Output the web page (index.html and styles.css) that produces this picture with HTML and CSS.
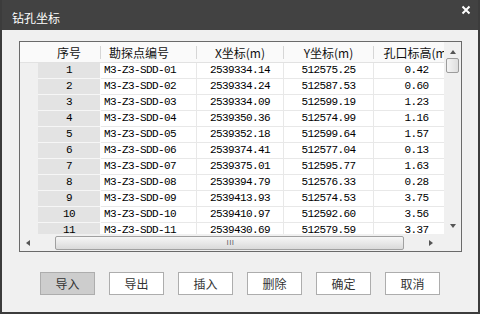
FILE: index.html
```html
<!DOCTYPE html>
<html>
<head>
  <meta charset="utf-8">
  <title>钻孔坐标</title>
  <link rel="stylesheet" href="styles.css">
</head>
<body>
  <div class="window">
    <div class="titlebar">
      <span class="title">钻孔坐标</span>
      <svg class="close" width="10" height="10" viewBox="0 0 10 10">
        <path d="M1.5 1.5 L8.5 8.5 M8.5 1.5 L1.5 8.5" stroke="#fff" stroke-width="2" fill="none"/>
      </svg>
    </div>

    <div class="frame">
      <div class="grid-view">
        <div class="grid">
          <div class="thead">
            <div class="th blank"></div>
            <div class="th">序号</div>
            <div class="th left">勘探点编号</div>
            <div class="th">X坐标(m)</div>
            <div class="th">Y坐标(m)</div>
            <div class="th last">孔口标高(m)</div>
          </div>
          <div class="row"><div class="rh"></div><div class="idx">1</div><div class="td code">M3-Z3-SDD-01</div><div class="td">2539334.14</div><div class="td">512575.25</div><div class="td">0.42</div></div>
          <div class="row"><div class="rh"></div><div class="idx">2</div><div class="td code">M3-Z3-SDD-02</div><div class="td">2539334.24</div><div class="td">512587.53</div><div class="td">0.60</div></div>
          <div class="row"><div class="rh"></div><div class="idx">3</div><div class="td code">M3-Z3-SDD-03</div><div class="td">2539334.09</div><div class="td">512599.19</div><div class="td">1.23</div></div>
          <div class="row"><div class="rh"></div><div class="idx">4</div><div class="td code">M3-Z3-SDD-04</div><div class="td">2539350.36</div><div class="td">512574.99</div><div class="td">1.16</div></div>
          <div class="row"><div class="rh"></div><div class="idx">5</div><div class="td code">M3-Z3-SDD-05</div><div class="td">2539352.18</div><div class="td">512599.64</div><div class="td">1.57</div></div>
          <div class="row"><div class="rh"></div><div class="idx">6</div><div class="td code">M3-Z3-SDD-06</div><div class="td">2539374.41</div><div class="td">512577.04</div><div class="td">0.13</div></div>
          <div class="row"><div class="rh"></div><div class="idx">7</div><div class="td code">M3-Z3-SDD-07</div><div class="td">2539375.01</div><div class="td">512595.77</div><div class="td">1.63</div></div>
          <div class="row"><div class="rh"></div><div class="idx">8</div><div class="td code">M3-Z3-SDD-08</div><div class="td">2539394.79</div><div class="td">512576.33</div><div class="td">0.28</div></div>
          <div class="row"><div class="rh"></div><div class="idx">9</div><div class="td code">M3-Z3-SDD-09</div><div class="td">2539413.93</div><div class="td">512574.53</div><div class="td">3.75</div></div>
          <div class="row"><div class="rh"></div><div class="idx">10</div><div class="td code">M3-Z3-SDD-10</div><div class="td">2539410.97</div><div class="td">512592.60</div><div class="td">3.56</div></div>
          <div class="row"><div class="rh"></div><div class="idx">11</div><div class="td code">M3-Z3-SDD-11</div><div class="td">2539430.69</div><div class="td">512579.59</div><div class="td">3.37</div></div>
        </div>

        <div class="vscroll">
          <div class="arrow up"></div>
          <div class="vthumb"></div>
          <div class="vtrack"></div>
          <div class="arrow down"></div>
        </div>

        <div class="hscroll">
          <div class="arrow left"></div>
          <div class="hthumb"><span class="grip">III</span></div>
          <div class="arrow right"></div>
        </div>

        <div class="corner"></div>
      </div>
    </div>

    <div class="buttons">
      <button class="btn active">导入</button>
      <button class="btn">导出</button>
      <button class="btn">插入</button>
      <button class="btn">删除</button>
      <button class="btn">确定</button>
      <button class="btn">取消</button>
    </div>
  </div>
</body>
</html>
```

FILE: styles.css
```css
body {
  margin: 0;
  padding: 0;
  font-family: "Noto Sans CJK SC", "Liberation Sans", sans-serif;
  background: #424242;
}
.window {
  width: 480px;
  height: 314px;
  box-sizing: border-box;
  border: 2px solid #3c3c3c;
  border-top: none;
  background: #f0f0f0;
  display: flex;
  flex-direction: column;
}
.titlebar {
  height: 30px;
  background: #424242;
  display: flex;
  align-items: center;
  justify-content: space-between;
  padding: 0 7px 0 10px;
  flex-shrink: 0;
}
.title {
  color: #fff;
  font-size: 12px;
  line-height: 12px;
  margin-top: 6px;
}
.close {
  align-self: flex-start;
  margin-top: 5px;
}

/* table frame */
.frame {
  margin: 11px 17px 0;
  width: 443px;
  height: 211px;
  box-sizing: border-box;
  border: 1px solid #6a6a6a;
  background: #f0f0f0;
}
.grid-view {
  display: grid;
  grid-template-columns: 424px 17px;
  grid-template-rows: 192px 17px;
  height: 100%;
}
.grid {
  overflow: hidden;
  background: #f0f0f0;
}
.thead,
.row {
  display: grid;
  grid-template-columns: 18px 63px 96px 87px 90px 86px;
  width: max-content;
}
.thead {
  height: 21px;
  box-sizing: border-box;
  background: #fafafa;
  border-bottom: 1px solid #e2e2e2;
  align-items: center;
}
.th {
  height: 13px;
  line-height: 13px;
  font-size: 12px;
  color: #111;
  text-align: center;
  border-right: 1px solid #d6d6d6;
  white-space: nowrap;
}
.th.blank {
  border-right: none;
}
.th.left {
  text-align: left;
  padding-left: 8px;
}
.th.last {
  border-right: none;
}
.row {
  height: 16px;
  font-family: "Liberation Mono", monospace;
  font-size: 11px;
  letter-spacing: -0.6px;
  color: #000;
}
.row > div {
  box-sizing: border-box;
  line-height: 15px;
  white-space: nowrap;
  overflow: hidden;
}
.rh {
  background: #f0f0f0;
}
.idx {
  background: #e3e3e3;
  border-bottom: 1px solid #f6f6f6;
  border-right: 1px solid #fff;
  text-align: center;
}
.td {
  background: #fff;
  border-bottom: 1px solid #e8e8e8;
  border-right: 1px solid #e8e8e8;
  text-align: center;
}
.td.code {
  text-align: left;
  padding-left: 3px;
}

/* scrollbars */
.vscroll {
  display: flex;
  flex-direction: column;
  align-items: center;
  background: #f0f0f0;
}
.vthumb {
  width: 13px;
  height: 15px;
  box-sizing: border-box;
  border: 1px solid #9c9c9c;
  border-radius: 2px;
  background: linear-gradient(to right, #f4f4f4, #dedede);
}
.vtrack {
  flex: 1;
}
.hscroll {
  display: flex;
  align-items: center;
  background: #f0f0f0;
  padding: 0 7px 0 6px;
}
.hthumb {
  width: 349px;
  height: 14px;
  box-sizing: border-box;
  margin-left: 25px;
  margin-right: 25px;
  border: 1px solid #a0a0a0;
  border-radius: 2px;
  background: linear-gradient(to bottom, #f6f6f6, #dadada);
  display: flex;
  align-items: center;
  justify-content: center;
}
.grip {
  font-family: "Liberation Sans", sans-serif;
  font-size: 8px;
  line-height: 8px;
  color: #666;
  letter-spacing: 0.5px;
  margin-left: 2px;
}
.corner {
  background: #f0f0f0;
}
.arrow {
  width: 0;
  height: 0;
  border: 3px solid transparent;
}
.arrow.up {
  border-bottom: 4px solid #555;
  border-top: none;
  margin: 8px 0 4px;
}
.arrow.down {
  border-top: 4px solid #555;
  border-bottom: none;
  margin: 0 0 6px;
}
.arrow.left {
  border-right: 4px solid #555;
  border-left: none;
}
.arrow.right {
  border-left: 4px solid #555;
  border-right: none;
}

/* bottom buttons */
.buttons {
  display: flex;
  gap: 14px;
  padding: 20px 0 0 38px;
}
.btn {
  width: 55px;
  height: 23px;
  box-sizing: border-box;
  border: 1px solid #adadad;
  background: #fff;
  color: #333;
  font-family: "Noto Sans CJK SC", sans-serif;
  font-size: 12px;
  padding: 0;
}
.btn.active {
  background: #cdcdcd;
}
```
■ ■ ■ ■ ■ ■ ■
WHAT TO DO: Note how many lines in the listing above hold the string "styles", then give only that figure.

EXERCISE RESPONSE: 3